Develop Clear Accounting Policies for Transitions

Having well-documented policies on how to handle SMC status changes ensures consistent application and eases auditor review.

Engage Stakeholders Proactively

Effective communication with shareholders, lenders, and auditors about status changes and their effects helps maintain confidence and smooth reporting processes.

Plan Financial and Operational Strategies

Strategic decisions regarding financing, investments, and operations should consider their impact on SMC status to optimize compliance benefits and costs.

Conclusion

The revised Companies (Accounting Standard) Rules, 2021 significantly reshape the framework for classifying Small and Medium-Sized Companies by expanding the turnover and borrowing thresholds.
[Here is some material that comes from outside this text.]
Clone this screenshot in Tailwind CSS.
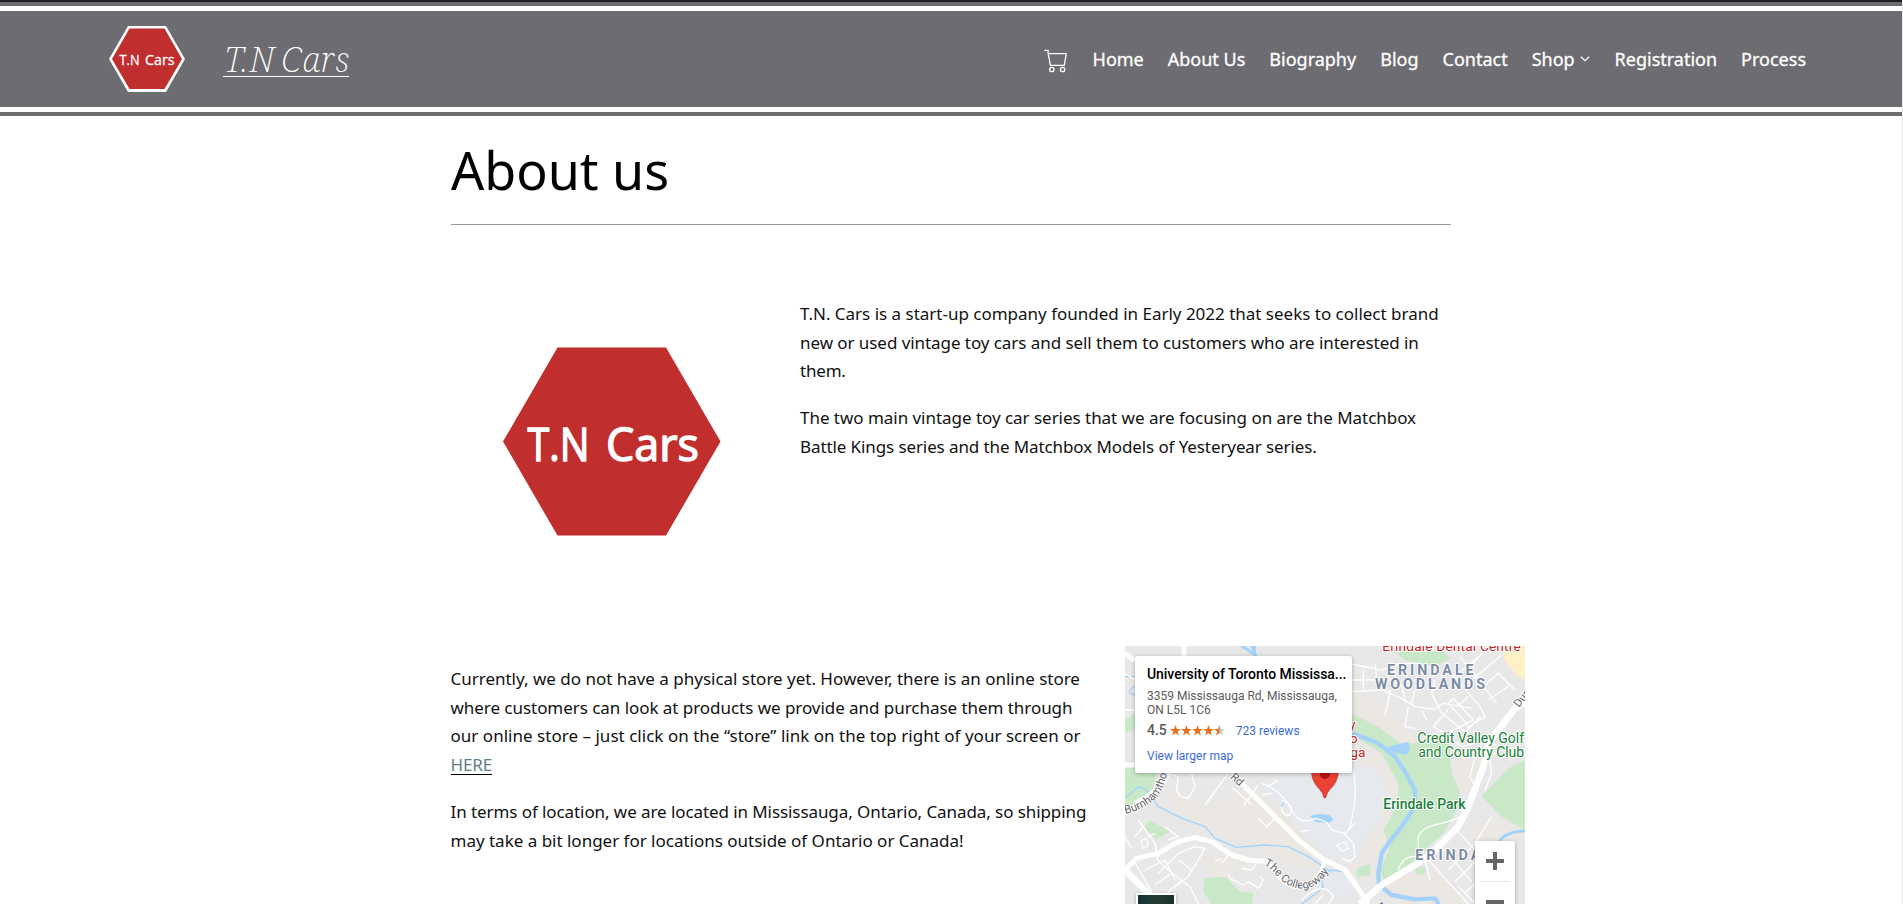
<!DOCTYPE html>
<html lang="en">
<head>
<meta charset="utf-8">
<title>About us – T.N Cars</title>
<script src="https://cdn.jsdelivr.net/npm/@tailwindcss/browser@4"></script>
</head>
<body class="h-[904px] overflow-hidden bg-white text-[#111] font-['Noto_Sans','Open_Sans',sans-serif]">
<div class="h-[904px] w-[1903px] overflow-hidden border-r border-[#e8e8e8]">
  <header class="w-full text-white">
    <div class="h-[2px] bg-[#1d2124]"></div>
    <div class="h-1 bg-[#6d6c70]"></div>
    <div class="h-[5px] bg-white"></div>
    <div class="flex h-24 items-center bg-[#6d6c70] pl-[109px] pr-24">
      <svg class="h-[66px] w-[76px] shrink-0" viewBox="0 0 76 66">
        <polygon points="0,33 19,0 57,0 76,33 57,66 19,66" fill="#fff"/>
        <polygon points="3,33 20.5,2.5 55.5,2.5 73,33 55.5,63 20.5,63" fill="#c12e2e"/>
        <g font-family="Open Sans" font-size="15" fill="#fff" stroke="#fff" stroke-width=".3">
          <text x="10.500" y="39" textLength="20" lengthAdjust="spacingAndGlyphs">T.N</text>
          <text x="36" y="39" textLength="29.500" lengthAdjust="spacingAndGlyphs">Cars</text>
        </g>
      </svg>
      <a class="ml-[38px] mt-[3px] flex h-[33px] w-[126px] items-end border-b border-white">
        <span class="whitespace-nowrap pl-[1px] text-[35px] font-extralight italic leading-[34px] tracking-[0.7px] [word-spacing:-4px] font-['Noto_Serif','Liberation_Serif',serif]">T.N Cars</span>
      </a>
      <nav class="ml-auto flex items-center gap-[24.2px] text-[18px] leading-[30px]">
        <svg class="mt-1 h-6 w-6" viewBox="0 0 24 24" fill="none" stroke="#fff" stroke-width="1.3">
          <path d="M0.5 1.4H4L4.2 4.6H22.3L20.2 16.3H6.4L4.2 4.6"/>
          <circle cx="7.8" cy="20.5" r="2.2"/><circle cx="18.6" cy="20.5" r="2.2"/>
        </svg>
        <div class="flex items-center gap-[24px] [-webkit-text-stroke:0.3px_white]">
          <a>Home</a><a>About Us</a><a>Biography</a><a>Blog</a><a>Contact</a>
          <a class="flex items-center gap-[5px] pr-px">Shop
            <svg class="h-[6px] w-[10px]" viewBox="0 0 10 6" fill="none" stroke="#fff" stroke-width="1.2"><path d="M0.8 0.8L5 4.6L9.2 0.8"/></svg>
          </a>
          <a>Registration</a><a>Process</a>
        </div>
      </nav>
    </div>
    <div class="h-[5px] bg-white"></div>
    <div class="h-1 bg-[#6d6c70]"></div>
  </header>

  <main class="ml-[451px]">
    <div class="flex h-[109px] w-[1000px] border-b border-[#98989a] pt-[17px]">
      <h1 class="text-[52px] leading-[74px] text-black">About us</h1>
    </div>

    <section class="mt-[75px] flex h-[346px]">
      <svg class="ml-[52px] mt-[47px] h-[189px] w-[218px] shrink-0" viewBox="0 0 218 189">
        <polygon points="0,94.5 54.5,0.500 163,0.500 217.500,94.5 163,188.500 54.5,188.500" fill="#c12e2e"/>
        <g font-family="Open Sans" font-size="46" fill="#fff" stroke="#fff" stroke-width="1.4" stroke-linejoin="round">
          <text x="24.500" y="114" textLength="62" lengthAdjust="spacingAndGlyphs">T.N</text>
          <text x="103" y="114" textLength="93" lengthAdjust="spacingAndGlyphs">Cars</text>
        </g>
      </svg>
      <div class="ml-[79px] whitespace-nowrap text-[17px] leading-[28.7px]">
        <p class="mb-[18px]">
          <span class="block tracking-[-0.008px]">T.N. Cars is a start-up company founded in Early 2022 that seeks to collect brand</span>
          <span class="block tracking-[-0.06px]">new or used vintage toy cars and sell them to customers who are interested in</span>
          <span class="block tracking-[-0.2px]">them.</span>
        </p>
        <p>
          <span class="block tracking-[-0.032px]">The two main vintage toy car series that we are focusing on are the Matchbox</span>
          <span class="block tracking-[-0.1px]">Battle Kings series and the Matchbox Models of Yesteryear series.</span>
        </p>
      </div>
    </section>

    <section class="flex">
      <div class="w-[674px] shrink-0 whitespace-nowrap pt-[19px] text-[17px] leading-[28.7px]">
        <p class="-ml-[0.5px] mb-[18px]">
          <span class="block tracking-[-0.01px]">Currently, we do not have a physical store yet. However, there is an online store</span>
          <span class="block tracking-[-0.046px]">where customers can look at products we provide and purchase them through</span>
          <span class="block tracking-[0.024px]">our online store – just click on the “store” link on the top right of your screen or</span>
          <a class="block h-[28.8px]"><span class="inline-block h-[24px] border-b border-black tracking-[-0.14px] text-[#5b7f86]">HERE</span></a>
        </p>
        <p class="-ml-[0.5px]">
          <span class="block tracking-[-0.08px]">In terms of location, we are located in Mississauga, Ontario, Canada, so shipping</span>
          <span class="block tracking-[-0.01px]">may take a bit longer for locations outside of Ontario or Canada!</span>
        </p>
      </div>

      <div class="relative h-[258px] w-[400px] shrink-0 overflow-hidden font-['Roboto',sans-serif]">
        <svg class="block h-[258px] w-[400px]" viewBox="30 18 1200 774">
          <rect x="30" y="18" width="1200" height="774" fill="#e8e8e8"/>
          <!-- land use -->
          <path fill="#ebe8e4" d="M130 430L270 500L420 440L560 560L640 660L560 690L470 650L330 590L200 520ZM710 130L820 200L900 300L870 380L900 440L880 520L830 590L790 690L740 740L700 650L760 560L800 430L710 400ZM1010 330L1100 360L1070 470L1030 450ZM1080 560L1230 500V620H1080ZM250 640L420 660L300 720ZM820 700L980 700L1060 792H800Z"/>
          <path fill="#e6eaee" d="M440 440L560 380H780L810 440L800 540L760 580L720 670L640 650L540 550ZM620 700L720 720L700 780L620 750Z"/>
          <path fill="#c8e8c8" d="M30 378H130L115 440L75 490L30 515ZM30 240L60 220V270L30 275ZM105 540L165 575L125 598L85 565ZM268 715L330 710L375 755L415 760L410 792H290L265 755ZM700 215L790 260L855 310L1003 308L1010 400L1035 455L1025 510L985 580L940 620L880 690L810 730L795 690L825 620L805 570L850 490L850 430L800 340L710 285ZM835 30L870 60L960 80L1005 55L985 35ZM1230 360L1180 385L1100 468L1160 530L1230 570ZM725 685L765 672L768 705L725 710ZM900 685L930 680L935 698L905 706Z"/>
          <path fill="#fdf0c4" d="M1165 18H1230V120L1205 105L1165 55Z"/>
          <!-- water -->
          <g fill="none" stroke="#a3d3fa" stroke-linecap="round" stroke-linejoin="round">
            <path stroke-width="4" d="M30 475L70 440L95 450L130 500L160 515L200 535L270 560L300 595L365 622L450 615L520 620L580 650L640 690L690 695M30 110H60M60 140Q40 145 46 160L60 165M560 792L610 755L625 740L615 710L650 690M505 490L500 500"/>
            <path stroke-width="13" d="M700 275L790 310L840 350L870 395L900 450V500L860 560L820 610L800 640L790 700L792 735L830 765L900 778L960 775L970 792"/>
            <path stroke-width="9" d="M380 18L422 45M1150 610Q1165 575 1230 572"/>
          </g>
          <path fill="#a3d3fa" d="M585 528L610 522L645 525L655 540L640 550L600 545ZM820 320L880 305L885 325L875 345L850 340L820 332ZM405 18H423V50Z"/>
          <!-- minor streets -->
          <g fill="none" stroke="#fff" stroke-width="4" stroke-linejoin="round">
            <path d="M30 210H60M30 100L60 120M160 400L190 410L185 450Q190 475 220 475L240 440L230 400M340 400L270 495M430 435L385 498M350 440L410 495M430 535L455 560L485 530M440 430Q500 450 530 510Q555 560 600 535Q640 540 650 570L690 580L720 550M460 440L490 420M470 460L440 465M500 480Q540 495 525 525Q500 530 500 500M555 575L580 570M715 390Q730 460 705 560L690 585L715 610L720 650L705 665L680 655M665 615L690 605L700 625L680 635Z"/>
            <path d="M70 540L120 610L128 660L160 690L225 740L250 792M80 600L95 595L100 615L82 625ZM100 590L120 580M60 590L85 560M30 590L50 625M150 560L190 590L160 600M55 660L130 790M90 690L150 660L180 720M130 700L190 640L240 620L270 625L220 710L180 740M120 735L170 700M150 765L200 720M190 660L230 690M300 665L320 655M320 670L345 640L400 660M380 685L410 690L430 660M340 700L345 715L385 735L400 725L430 745L445 720L435 710M500 730L520 700M560 780Q600 735 640 750L655 770L640 792M600 792L625 765"/>
            <path d="M710 72L800 90L860 70H920M745 90V150M780 70L790 150M710 155L800 150L860 175L900 200L960 208L985 190L1070 205M840 80V120H710M825 150L820 185L810 225M880 200L870 260L900 265M920 210L935 240M860 135L870 180M900 150L890 190M960 120L950 160L980 220L1055 280L1060 260L1110 230L1095 200L990 75M1000 190L1015 175L1075 240L1055 250ZM1030 195L1060 170M1035 50L1145 190M1075 70L1120 20M1030 100L1090 50M1060 130L1160 45M1100 145L1150 100L1200 150M1080 110L1120 80M1120 180L1180 140M1000 208L955 260L990 280L1060 250M1095 230L1040 290M990 280L1040 320L1075 310M1120 290Q1140 330 1170 320M1120 330L1160 350M1080 440L1065 410L1080 350M1110 450L1130 400L1125 360M850 690Q865 640 920 650L980 630M910 650V590Q920 560 980 550Q1060 530 1040 510"/>
            <path d="M970 610L1070 725M1015 560L1090 640M940 660L1060 792M1000 690L1080 610L1130 530M1020 725L1090 655M925 640L945 720M1050 760L1085 725M1030 740L1080 790"/>
          </g>
          <!-- major streets -->
          <g fill="none" stroke="#fff" stroke-linejoin="round">
            <path stroke-width="15" d="M30 40L60 62M207 18V50M30 375H60M60 490Q130 460 160 400M30 518L90 480M360 410L400 450L500 550L550 600L620 655L690 690L740 760L760 792"/>
            <path stroke-width="15" d="M30 690L65 655L130 640L190 605L240 592L290 605L350 645L400 660L450 664"/>
            <path stroke-width="13" d="M450 664Q470 672 495 715Q550 760 590 730L620 695L630 660"/>
            <path stroke-width="20" d="M30 690L110 770M735 792L800 735L940 650L1030 560L1060 500L1105 380L1120 310L1200 205L1230 185"/>
          </g>
          <path d="M585 385Q585 330 630 330Q675 330 670 400Q665 430 645 448Q635 458 632 473H627Q624 458 614 448Q592 426 590 400Z" fill="#ea4335" stroke="#c5221f" stroke-width="2"/>
          <circle cx="630" cy="402" r="15" fill="#b31412"/>
          <!-- place names -->
          <g font-family="Roboto, sans-serif" paint-order="stroke" stroke="#fff" stroke-width="6" stroke-linejoin="round">
            <g fill="#c5221f" font-size="41">
              <text x="802" y="32" textLength="415">Erindale Dental Centre</text>
              <text x="702" y="268">y</text><text x="704" y="310">o</text><text x="706" y="351">ga</text>
            </g>
            <g fill="#7b8ba5" font-size="43" font-weight="700">
              <text x="816" y="105" textLength="260">ERINDALE</text>
              <text x="780" y="147" textLength="330">WOODLANDS</text>
              <text x="901" y="660" textLength="260">ERINDALE</text>
            </g>
            <g fill="#188038" font-size="42">
              <text x="907" y="309" textLength="320">Credit Valley Golf</text>
              <text x="910" y="351" textLength="317">and Country Club</text>
              <text x="805" y="507" textLength="247" font-weight="500">Erindale Park</text>
            </g>
            <g fill="#5f6368" font-size="34" stroke-width="5">
              <path id="burn" d="M31 522Q115 500 140 448Q160 410 165 330" fill="none" stroke="none"/>
              <text><textPath href="#burn">Burnhamthorpe</textPath></text>
              <text transform="translate(344 413) rotate(42)">Rd</text>
              <path id="coll" d="M446 675C485 690 490 735 550 745C590 750 615 730 640 695" fill="none" stroke="none"/>
              <text><textPath href="#coll">The Collegeway</textPath></text>
              <text transform="translate(1212 204) rotate(-52)">Dundas</text>
              <text transform="translate(780 800) rotate(35)">Av</text>
            </g>
          </g>
        </svg>

        <div class="absolute left-[10px] top-[10px] h-[117px] w-[217px] rounded-[2px] bg-white pl-3 text-[12px] text-[#5b5b5b] shadow-[0_1px_4px_rgba(0,0,0,0.3)]">
          <p class="mt-[9px] whitespace-nowrap text-[14px] font-medium leading-[18px] tracking-[-0.05px] text-black">University of Toronto Mississa...</p>
          <p class="mt-[6px] whitespace-nowrap text-[12px] leading-[14px]">3359 Mississauga Rd, Mississauga,<br>ON L5L 1C6</p>
          <div class="mt-[5px] flex h-4 items-center whitespace-nowrap">
            <span class="text-[14px] font-medium">4.5</span>
            <svg class="ml-[3px] h-[11px] w-[55px]" viewBox="0 0 55 11">
              <defs>
                <path id="star" d="M5.5 0L6.9 3.9H11L7.700 6.4L8.9 10.4L5.5 8L2.100 10.4L3.300 6.4L0 3.9H4.100Z"/>
                <clipPath id="half"><rect width="5.500" height="11"/></clipPath>
              </defs>
              <g fill="#e7711b"><use href="#star"/><use href="#star" x="11"/><use href="#star" x="22"/><use href="#star" x="33"/></g>
              <use href="#star" x="44" fill="#c9c9c9"/>
              <g transform="translate(44 0)" clip-path="url(#half)"><use href="#star" fill="#e7711b"/></g>
            </svg>
            <span class="ml-[11px] mt-px text-[#3a6bd8]">723 reviews</span>
          </div>
          <p class="mt-[10px] leading-4 text-[#3a6bd8]">View larger map</p>
        </div>

        <div class="absolute left-[350px] top-[195px] h-20 w-10 rounded-[2px] bg-white shadow-[0_1px_4px_rgba(0,0,0,0.3)]">
          <svg class="h-20 w-10" viewBox="0 0 40 80"><path d="M11 18H18V11H22V18H29V22H22V29H18V22H11ZM11 59H29V63H11Z" fill="#666"/><rect x="5" y="40" width="30" height="1" fill="#e6e6e6"/></svg>
        </div>

        <div class="absolute left-[11px] top-[247px] h-10 w-10 border-2 border-white bg-linear-to-r from-[#123334] via-[#253c34] to-[#1b3029] shadow-[0_1px_3px_rgba(0,0,0,0.3)]"></div>
      </div>
    </section>
  </main>
</div>
</body>
</html>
These changes reflect the evolving business environment and aim to ease compliance for a broader spectrum of companies while maintaining robust financial reporting standards for larger and more complex entities.

Understanding the updated criteria, covering turnover definitions, borrowing limits assessed on peak balances, and the critical holding and subsidiary relationship test, is essential for companies to accurately determine their SMC status. The rules also clearly define how companies should navigate transitions in status, emphasizing stability through consecutive period requirements and mandating transparent disclosures to ensure users of financial statements are well-informed.

Companies must proactively monitor financial metrics and group relationships, adopt appropriate accounting policies, and maintain clear communications with auditors and stakeholders to manage the implications of their SMC classification effectively. The clarity provided by these revised rules supports consistency, comparability, and transparency in financial reporting, ultimately contributing to a more reliable corporate financial ecosystem.

Adhering to these updated provisions will help companies align with regulatory expectations while optimizing their compliance burden, thus fostering better governance and investor confidence in India’s corporate sector.